We’re kind of like shepherds, my fellow editors and me. We try to keep the ideas in order. We’re not the owners—the authors are—but without an able shepherd you soon find yourself lacking the sheep that make you wealthy. The benefit of an editor is having dispassionate eyes—often knowing eyes—viewing a nascent book without the love of a parent. Don’t get me wrong—we often have great fondness for those books we didn’t write. We can tell the author something s/he is too attached to the text to notice. We can help the writer avoid mistakes. Not that we’re perfect, but we are critical because we’re rooting for you. Facilitators.

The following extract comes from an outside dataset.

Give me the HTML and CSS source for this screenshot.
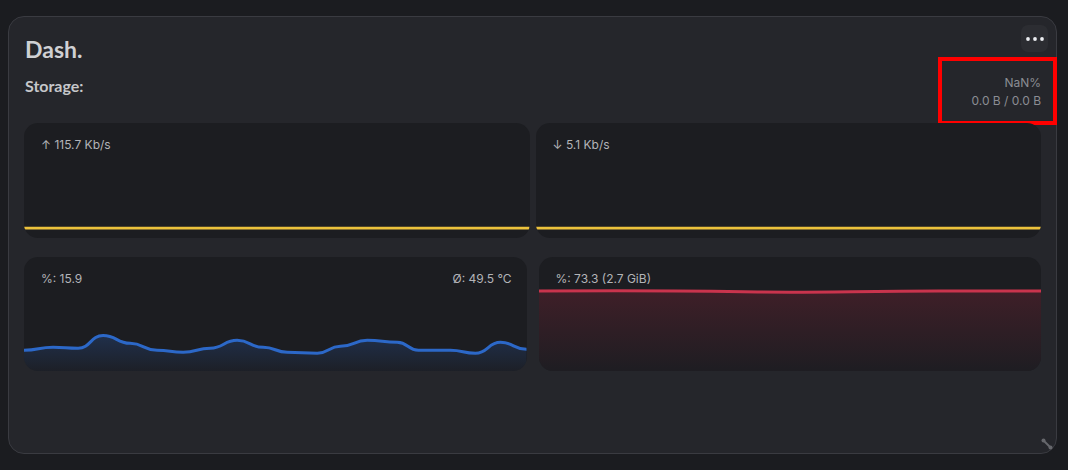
FILE: index.html
```html
<!DOCTYPE html>
<html>
<head>
	<meta charset="utf-8">
	<title>Dash.</title>
	<link rel="stylesheet" href="styles.css">
</head>
<body>

<div class="card">
	<button class="menu" aria-label="menu">
		<svg width="18" height="6" viewBox="0 0 18 6"><circle cx="2" cy="3" r="1.9"/><circle cx="9" cy="3" r="1.9"/><circle cx="16" cy="3" r="1.9"/></svg>
	</button>

	<h1 class="title">Dash.</h1>

	<div class="storage-row">
		<span class="storage-label">Storage:</span>
		<div class="storage-stat">
			<div>NaN%</div>
			<div>0.0 B / 0.0 B</div>
		</div>
	</div>

	<div class="chart-row row-net">
		<div class="chart">
			<div class="chart-label"><span>↑ 115.7 Kb/s</span></div>
			<svg class="graph" viewBox="0 0 505 85" preserveAspectRatio="none">
				<path class="line-yellow" d="M0,75 L505,75"/>
			</svg>
		</div>
		<div class="chart">
			<div class="chart-label"><span>↓ 5.1 Kb/s</span></div>
			<svg class="graph" viewBox="0 0 506 85" preserveAspectRatio="none">
				<path class="line-yellow" d="M0,75 L506,75"/>
			</svg>
		</div>
	</div>

	<div class="chart-row row-sys">
		<div class="chart">
			<div class="chart-label"><span>%: 15.9</span><span>Ø: 49.5 °C</span></div>
			<svg class="graph" viewBox="0 0 502 84" preserveAspectRatio="none">
				<defs>
					<linearGradient id="cpuFill" x1="0" y1="0" x2="0" y2="1">
						<stop offset="0" stop-color="#2a5fb8" stop-opacity="0.28"/>
						<stop offset="1" stop-color="#2a5fb8" stop-opacity="0.04"/>
					</linearGradient>
				</defs>
				<path fill="url(#cpuFill)" d="M0,63 C14.5,63 14.5,60 29,60 C41.5,60 41.5,61 54,61 C66.5,61 66.5,48 79,48 C92.5,48 92.5,56 106,56 C119.5,56 119.5,63 133,63 C146,63 146,65 159,65 C172.5,65 172.5,61 186,61 C199.5,61 199.5,53 213,53 C226,53 226,60 239,60 C251,60 251,65 263,65 C278,65 278,66 293,66 C304.5,66 304.5,59 316,59 C329.5,59 329.5,53 343,53 C358,53 358,55 373,55 C383.5,55 383.5,63 394,63 C410,63 410,63 426,63 C438.5,63 438.5,66 451,66 C463.5,66 463.5,55 476,55 C489,55 489,62 502,62 L502,84 L0,84 Z"/>
				<path class="line-blue" d="M0,63 C14.5,63 14.5,60 29,60 C41.5,60 41.5,61 54,61 C66.5,61 66.5,48 79,48 C92.5,48 92.5,56 106,56 C119.5,56 119.5,63 133,63 C146,63 146,65 159,65 C172.5,65 172.5,61 186,61 C199.5,61 199.5,53 213,53 C226,53 226,60 239,60 C251,60 251,65 263,65 C278,65 278,66 293,66 C304.5,66 304.5,59 316,59 C329.5,59 329.5,53 343,53 C358,53 358,55 373,55 C383.5,55 383.5,63 394,63 C410,63 410,63 426,63 C438.5,63 438.5,66 451,66 C463.5,66 463.5,55 476,55 C489,55 489,62 502,62"/>
			</svg>
		</div>
		<div class="chart">
			<div class="chart-label"><span>%: 73.3 (2.7 GiB)</span></div>
			<svg class="graph" viewBox="0 0 503 84" preserveAspectRatio="none">
				<defs>
					<linearGradient id="memFill" x1="0" y1="0" x2="0" y2="1">
						<stop offset="0" stop-color="#3f1f28"/>
						<stop offset="1" stop-color="#1e1d22"/>
					</linearGradient>
				</defs>
				<path fill="url(#memFill)" d="M0,3 C100,2.5 150,2.5 219,4 C280,5 320,3 400,3 L503,3 L503,84 L0,84 Z"/>
				<path class="line-red" d="M0,3 C100,2.5 150,2.5 219,4 C280,5 320,3 400,3 L503,3"/>
			</svg>
		</div>
	</div>

	<svg class="resize" width="12" height="12" viewBox="0 0 12 12">
		<path d="M2.5,2.5 L9.5,9.5"/>
		<circle cx="2.5" cy="2.5" r="2"/>
		<circle cx="9.5" cy="9.5" r="2"/>
	</svg>
</div>

</body>
</html>
```

FILE: styles.css
```css
body {
	margin: 0;
	background: #1b1c20;
	font-family: Lato, "Noto Sans", sans-serif;
}

.card {
	position: relative;
	box-sizing: border-box;
	width: 1049px;
	height: 438px;
	margin: 16px 0 0 8px;
	padding: 18px 15px 0 15px;
	background: #25262b;
	border: 1px solid #3a3b41;
	border-radius: 16px;
}

.menu {
	position: absolute;
	top: 8px;
	right: 8px;
	width: 27px;
	height: 27px;
	padding: 0;
	border: none;
	border-radius: 7px;
	background: #2c2d32;
	display: flex;
	align-items: center;
	justify-content: center;
}
.menu svg { fill: #eceef2; }

.title {
	margin: 0 0 0 1px;
	font-size: 23px;
	line-height: 28px;
	font-weight: 700;
	color: #cfd0d3;
}

/* --------------- */

.storage-row {
	display: flex;
	justify-content: space-between;
	align-items: flex-start;
	margin-top: -6px;
}
.storage-label {
	margin: 19px 0 0 1px;
	font-size: 16px;
	line-height: 20px;
	font-weight: 700;
	color: #c6c7ca;
}
.storage-stat {
	box-sizing: border-box;
	width: 119px;
	margin-right: -16px;
	padding: 13px 12px 11px 0;
	border: 4px solid #ff0000;
	text-align: right;
	font-family: Inter, "Noto Sans", sans-serif;
	font-size: 12px;
	line-height: 18px;
	color: #8b8d93;
}

/* --------------- */

.chart-row {
	display: flex;
	margin-top: -2px;
}
.row-net { gap: 6px; height: 115px; }
.row-sys { gap: 12px; height: 114px; margin-top: 19px; }

.chart {
	flex: 1;
	display: flex;
	flex-direction: column;
	background: #1c1d21;
	border-radius: 14px;
	overflow: hidden;
}
.chart-label {
	display: flex;
	justify-content: space-between;
	padding: 13px 15px 0 17px;
	font-family: Inter, "Noto Sans", sans-serif;
	font-size: 12px;
	line-height: 18px;
	color: #b3b4b8;
}
.graph {
	flex: 1;
	width: 100%;
	display: block;
}
.graph path { vector-effect: non-scaling-stroke; }

.line-yellow { fill: none; stroke: #ecc23c; stroke-width: 2.6; }
.line-blue { fill: none; stroke: #2c68c8; stroke-width: 3; stroke-linejoin: round; }
.line-red { fill: none; stroke: #c9344d; stroke-width: 3; }

.resize {
	position: absolute;
	right: 3px;
	bottom: 3px;
}
.resize path { stroke: #66676c; stroke-width: 2; }
.resize circle { fill: #66676c; }
```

It used to be common for editors to be authors. With the growing atomization of specialization, however, this is fairly rare these days. As a colleague of mine once put it, editors are more like deans than faculty. We look at book budgets and statistics. We face the harsh realities. And some of us were once faculty. I receive dismissive notes now and again, supposing that I’m an English major who made it good. Unlike many editors, however, I write. I’ve sat on both sides of this desk and when I offer advice it’s for your own good. Academics and publishers need each other. For one, without books there’s no promotion. Without books, for the other, there’s no paycheck. Like any shepherd, however, we know that the sheep are the important assets. We shepherd ideas into books. But you have to trust the shepherd to do the job.